The 351W s named for the factory in Windsor, Ontario that produced them. It is part of the long-running Ford small block Windsor V8 family, which also includes the venerable 302 (5.0L) V8. It shares the same small block V8 bellhousing pattern and motor mounts of the August 1964+ Windsor engines*. Key differences from the other Windsor engines include a taller deck height, unique firing order, and longer stroke.
*Pre-August 1964 engines (221/260/289) had a narrow 5-bolt bellhousing pattern, also referred to as the early V8 Windsor pattern. All post-August 1964 Windsor engines use a wider 6-bolt pattern (including all 351W), commonly referred to as the small block V8 pattern. The patterns are not interchangeable.
It’s far more common than the 351 Cleveland, and though it doesn’t have the “high performance” aura of its 351C counterpart, there is plenty of aftermarket support for it. Engine builders and hotrodders have no problems pulling gobs of horsepower out of these engines, and popular upgrades include cylinder heads, camshaft, headers, and intake manifold.
The 351C was built in Ford’s Cleveland, Ohio factory, and is part of the Ford 335 engine family. Back in the day, the 351C was considered the go-to Ford performance engine, thanks to its better-flowing cylinder heads and stronger crankshaft. Ford made both 2V and 4V cylinder head versions for the 351C, with the latter 4V heads being the more performance-oriented versions.
Unfortunately, Ford only produced the 351 Cleveland for five years (in the U.S. at least, Australia got the engine up until 1982). The engine’s rarity makes it a more expensive platform for an engine build, though it’s capable of making impressive power with the right upgrades. And, for what it’s worth, there’s still a ton of Blue Oval cache in saying you’ve got a real Cleveland under your hood.
The 351M is part of the same Ford 335 V8 engine series as the 351 Cleveland. It’s based off of the 400 Modified engine (see note on nomenclature in opening paragraph), which was essentially a 351C with a longer stroke. Unlike the 351C however, the 400 block had the bellhousing bolt pattern of 385-series big blocks. It also had a higher deck height to accommodate the longer stroke.
As the 351 Cleveland faded away, Ford engineers reverted to the original 351C’s 3.5-inch stroke, yet retained the 400’s deck height to create the 351M. The bellhousing bolt pattern on the 351M uses the same pattern as the 385-series big block engines as well. (That means, even though they’re related, transmissions, intake manifolds, and other parts may not be interchangeable between a 351C and 351M.)
It’s also worth noting that the 351M was only available from the factory with a 2-barrel carburetor.
Why the Three Engines?
Though they share displacements, each motor was built and configured for different applications.
For instance, the 4V-351 Cleveland went in the top-tier performance cars, but the 2V–351C engines could be found in a smattering of medium-to-full size 1970-74 passenger sedans too. By comparison, the 351M was used in 1975-82 passenger cars, light trucks, and SUVs.

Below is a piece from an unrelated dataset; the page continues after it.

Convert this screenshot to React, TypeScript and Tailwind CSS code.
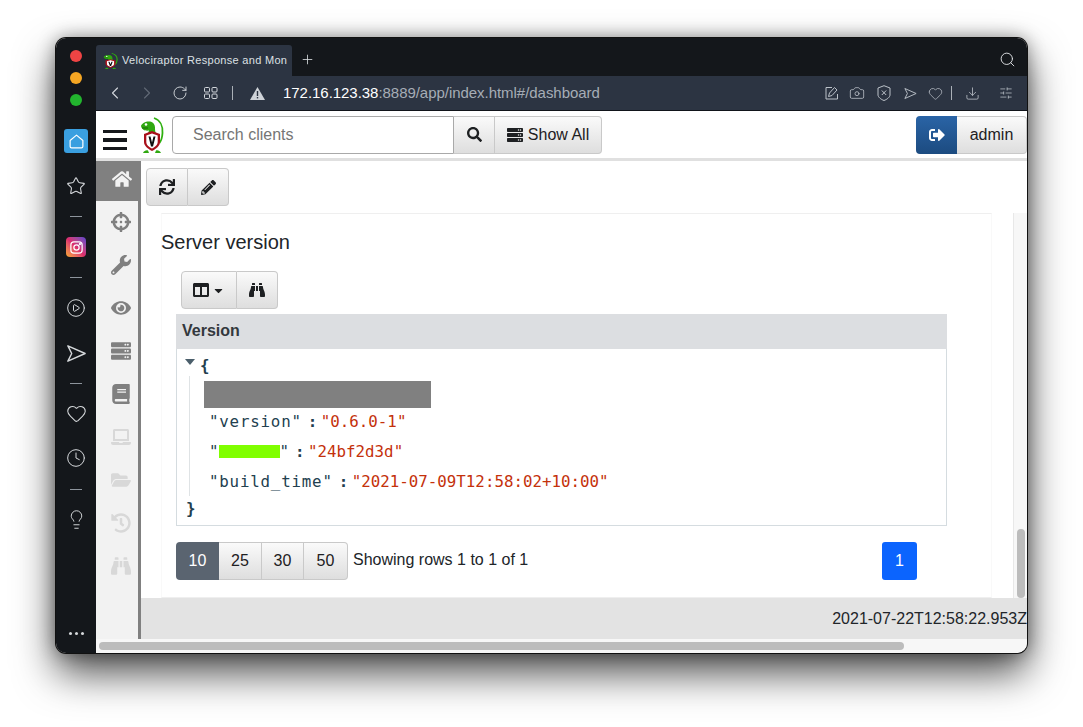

And that’s what causes the confusion. Swaps between the three engines are common, so you can’t always match the engine to the vehicle you found it in. And, given the lack of interchangeability between key components, it’s absolutely critical to know what you’re wrenching on.
To put it into perspective, Ford offered the 351 Cleveland from 1970-74 (in the U.S.) and the 351 Modified from 1975-82. The 351 Windsor was available from 1969-97, making it by far the most common engine of the trio.
As a final historical footnote, the introduction of the overhead-cam Ford Modular V8 in 1991 meant that the Windsor, Cleveland, and Modified engines represent the final pushrod V8s designed by Ford.